What are the Dangers of Data Distortion?

If we think about data distortion in terms of how it affects the customer, the organization and brand reputation from a public/regulatory standpoint, there are two key categorical reasons why biases or distortions should be removed – one consumer oriented and one organizational oriented.

From the point of view of the customer, customers clearly have an interest in a brand having an accurate, relevant picture of who they are. Any inaccurate data that has been collected will distort that picture, especially if it is used to build models, make decisions, create segments, target campaigns and otherwise form the basis for how you will engage with the customer.

From the organizational perspective, biased data will similarly skew results with potentially negative outcomes for corporate objectives, whether improving sales, efficiency, customer satisfaction, retention, loyalty or another KPI. Likewise, if campaign measurement introduces errors in measurement, attribution, grouping, or causation – intentional or not – marketers will have an inaccurate picture of a campaign’s effectiveness, and thus will not be acting in the best interest of the goals and KPIs they’re pursuing.

A second corporate interest in avoiding data bias pertains to brand reputation, as corporations have a vested interest in collecting accurate data because they want to behave appropriately for their customers. Any inaccurate representations of reality could hinder fair and equitable decisions by the company, which runs counter to making a corporation trustworthy in the eyes of the customers they’re trying to serve.

How Do I Remove Data Distortion?

There are five things a marketer can do to ensure machine learning models are free of statistical or sociological biases as described above.

The first, broad category for steering clear of data and machine learning bias is to build accurate and careful data collection processes. Make sure your ecommerce site, customer surveys, loyalty memberships, and call center forms all collect data that are consistent, reasonable, and easy for customers and agents to enter. This can help your organization avoid introducing errors or distortions into its own first-party data.

Second is to strive to identify and compensate for biases in third-party data (text analytics, facial recognition, credit scores, sociographics) that are used as variables in your models. In other words, do not take for granted that the judgments and values assigned to the data you’re collecting match your own understanding.

Third, where possible, build in “explain-ability” in models by documenting training data and decisions, determining primary variables and weights for models, and using less obscure algorithms (such as decision trees) where possible.

Next, it’s important to experiment, measure and optimize models to ensure they make measurably good decisions, with a requirement for some independent assessment and tools to define “good” in a value-neutral and explainable way.
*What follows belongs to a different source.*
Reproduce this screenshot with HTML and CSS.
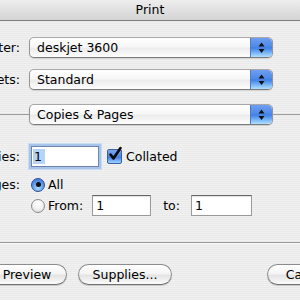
FILE: index.html
```html
<!DOCTYPE html>
<html lang="en">
<head>
    <meta charset="UTF-8">
    <title>Print</title>
    <link rel="stylesheet" href="styles.css">
</head>
<body>

    <div class="window">
        <div class="titlebar">Print</div>

        <div class="content">
            <div class="form-row">
                <div class="label">Printer:</div>
                <div class="popup">
                    <span class="popup-text">deskjet 3600</span>
                    <span class="stepper">
                        <svg width="21" height="19" viewBox="0 0 21 19"><path d="M10.5 4.5 L13.5 8.5 L7.5 8.5 Z M7.5 11 L13.5 11 L10.5 15 Z" fill="#111"/></svg>
                    </span>
                </div>
            </div>

            <div class="form-row presets">
                <div class="label">Presets:</div>
                <div class="popup">
                    <span class="popup-text">Standard</span>
                    <span class="stepper">
                        <svg width="21" height="19" viewBox="0 0 21 19"><path d="M10.5 4.5 L13.5 8.5 L7.5 8.5 Z M7.5 11 L13.5 11 L10.5 15 Z" fill="#111"/></svg>
                    </span>
                </div>
            </div>

            <div class="panel-row">
                <span class="rule"></span>
                <div class="popup">
                    <span class="popup-text">Copies &amp; Pages</span>
                    <span class="stepper">
                        <svg width="21" height="19" viewBox="0 0 21 19"><path d="M10.5 4.5 L13.5 8.5 L7.5 8.5 Z M7.5 11 L13.5 11 L10.5 15 Z" fill="#111"/></svg>
                    </span>
                </div>
                <span class="rule"></span>
            </div>

            <div class="panel">
                <div class="form-row">
                    <div class="label">Copies:</div>
                    <div class="controls">
                        <div class="field field-focus"><span class="selected-text">1</span></div>
                        <span class="checkbox">
                            <svg width="17" height="17" viewBox="0 0 17 17"><path d="M3.5 8.5 L6.5 12.5 L13.5 2" fill="none" stroke="#0a0a0a" stroke-width="2.6" stroke-linecap="round" stroke-linejoin="round"/></svg>
                        </span>
                        <span class="check-label">Collated</span>
                    </div>
                </div>

                <div class="form-row pages">
                    <div class="label">Pages:</div>
                    <div class="controls">
                        <span class="radio radio-on"><span class="dot"></span></span>
                        <span class="radio-label">All</span>
                    </div>
                </div>

                <div class="form-row range">
                    <div class="label"></div>
                    <div class="controls">
                        <span class="radio"></span>
                        <span class="radio-label">From:</span>
                        <div class="field field-from">1</div>
                        <span class="to-label">to:</span>
                        <div class="field field-to">1</div>
                    </div>
                </div>
            </div>

            <div class="footer">
                <button class="btn btn-preview">Preview</button>
                <button class="btn btn-supplies">Supplies...</button>
                <button class="btn btn-cancel">Cancel</button>
            </div>
        </div>
    </div>

</body>
</html>
```

FILE: styles.css
```css
html {
    overflow: hidden;
}
body {
    margin: 0;
    width: 300px;
    height: 300px;
    overflow: hidden;
    font-family: "DejaVu Sans", "Liberation Sans", sans-serif;
    font-size: 12.5px;
    color: #000;
    background: repeating-linear-gradient(to bottom, #f1f1f1 0, #f1f1f1 1px, #e9e9e9 1px, #e9e9e9 2px);
}
.titlebar {
    height: 20px;
    line-height: 20px;
    text-align: center;
    background: linear-gradient(to bottom, #ededed, #d4d4d4);
    border-bottom: 1px solid #7f7f7f;
}
.content {
    padding-top: 16px;
}
.form-row {
    display: grid;
    grid-template-columns: 20px 244px;
    column-gap: 9px;
    align-items: center;
}
.label {
    display: flex;
    justify-content: flex-end;
    white-space: nowrap;
}
.presets {
    margin-top: 11px;
}
.popup {
    height: 21px;
    box-sizing: border-box;
    display: flex;
    align-items: center;
    border: 1px solid #949494;
    border-top-color: #a8a8a8;
    border-bottom-color: #7a7a7a;
    border-radius: 5px;
    background: linear-gradient(to bottom, #ffffff 0%, #f7f7f7 45%, #ececec 55%, #fdfdfd 100%);
    box-shadow: 0 1px 1px rgba(0, 0, 0, 0.12);
    overflow: hidden;
}
.popup-text {
    padding-left: 7px;
    flex: 1;
    white-space: nowrap;
}
.stepper {
    width: 21px;
    height: 19px;
    border-left: 1px solid #4f79c4;
    background: linear-gradient(to bottom, #6e9ef0 0%, #4f8ae8 45%, #3f7fe6 52%, #87c3fb 85%, #b4e0ff 100%);
    border-radius: 0 4px 4px 0;
    display: flex;
}
.panel-row {
    margin-top: 14px;
    display: grid;
    grid-template-columns: 29px 244px 1fr;
    align-items: center;
}
.rule {
    height: 1px;
    background-color: #9c9c9c;
}
.panel {
    height: 118px;
    padding-top: 21px;
    box-sizing: border-box;
    border-bottom: 1px solid #9a9a9a;
}
.controls {
    display: flex;
    align-items: center;
    white-space: nowrap;
}
.field {
    height: 21px;
    box-sizing: border-box;
    display: flex;
    align-items: center;
    padding: 0 3px;
    background-color: #fff;
    border: 1px solid #9a9a9a;
    border-top-color: #666;
    box-shadow: inset 0 1px 1px rgba(0, 0, 0, 0.12);
}
.field-focus {
    width: 68px;
    margin-left: 2px;
    padding-left: 1px;
    box-shadow: 0 0 0 2px #a7c5ea, 0 0 0 3px #c9dbf2;
    border-color: #6d84a8;
}
.selected-text {
    background-color: #b5d3f7;
    padding: 0 3px 0 1px;
    line-height: 15px;
}
.checkbox {
    width: 15px;
    height: 15px;
    box-sizing: border-box;
    margin-left: 8px;
    border: 1px solid #3b5ea8;
    border-radius: 2px;
    background: linear-gradient(to bottom, #7fa9ee 0%, #4c86e6 50%, #3f7de4 55%, #9fd4ff 100%);
    position: relative;
}
.checkbox svg {
    position: absolute;
    left: -1px;
    top: -4px;
}
.check-label {
    margin-left: 4px;
}
.pages {
    margin-top: 10px;
}
.radio {
    width: 14px;
    height: 14px;
    box-sizing: border-box;
    margin-left: 2px;
    border-radius: 50%;
    border: 1px solid #8c8c8c;
    background: radial-gradient(circle at 50% 30%, #ffffff 0%, #f1f1f1 50%, #d6d6d6 100%);
    display: flex;
    align-items: center;
    justify-content: center;
}
.radio-on {
    border-color: #2d4f9a;
    background: radial-gradient(circle at 50% 75%, #a9dcff 0%, #5a94ea 55%, #3a6fd6 100%);
}
.dot {
    width: 5px;
    height: 5px;
    border-radius: 50%;
    background-color: #111;
}
.radio-label {
    margin-left: 3px;
}
.range {
    margin-top: 3px;
}
.field-from {
    width: 59px;
    margin-left: 9px;
}
.to-label {
    margin-left: 12px;
}
.field-to {
    width: 61px;
    margin-left: 11px;
}
.footer {
    border-top: 1px solid #f8f8f8;
    padding-top: 20px;
    margin-left: -13px;
    display: flex;
}
.btn {
    flex-shrink: 0;
    height: 21px;
    box-sizing: border-box;
    padding: 0;
    font-family: inherit;
    font-size: 12.5px;
    color: #000;
    border: 1px solid #8c8c8c;
    border-bottom-color: #6f6f6f;
    border-radius: 11px;
    background: linear-gradient(to bottom, #ffffff 0%, #f4f4f4 45%, #e4e4e4 55%, #fbfbfb 100%);
    box-shadow: 0 1px 1px rgba(0, 0, 0, 0.15);
}
.btn-preview {
    width: 80px;
}
.btn-supplies {
    width: 94px;
    margin-left: 11px;
}
.btn-cancel {
    width: 80px;
    margin-left: 95px;
}
```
Finally, you can put in place processes and technology to correct errors and respond to customer inquiries. GDPR and CCPA preference centers, Master Data Management Stewardship software, and Data Quality components for your customer data management all provide means to improve your customer data, help customers fix (and trust) your data, and help your organization turn privacy/compliance challenges into customer engagement opportunities.

Don’t Let Data Distortion be Intimidating  

Removing errors and biases from machine learning models and the overall way business is conducted aligns an organization well with its internal needs, its expectations for being profitable and for being a “good citizen”.

Being cognizant of data collection pitfalls and being proactive in addressing them has many positive payoffs. Because data bias is not usually intentional, it is often perceived as impossible to avoid, as well as to completely remove, by virtue of its being hard to detect. But putting appropriate mitigation measures in place make creating a complete, accurate and representative data set a far less intimidating problem than at first glance; it’s just one of many data management tasks that are necessary to align strategy with execution. Putting those measures in place may be difficult, but it’s certainly less of a hardship than allowing bad data to go unchecked.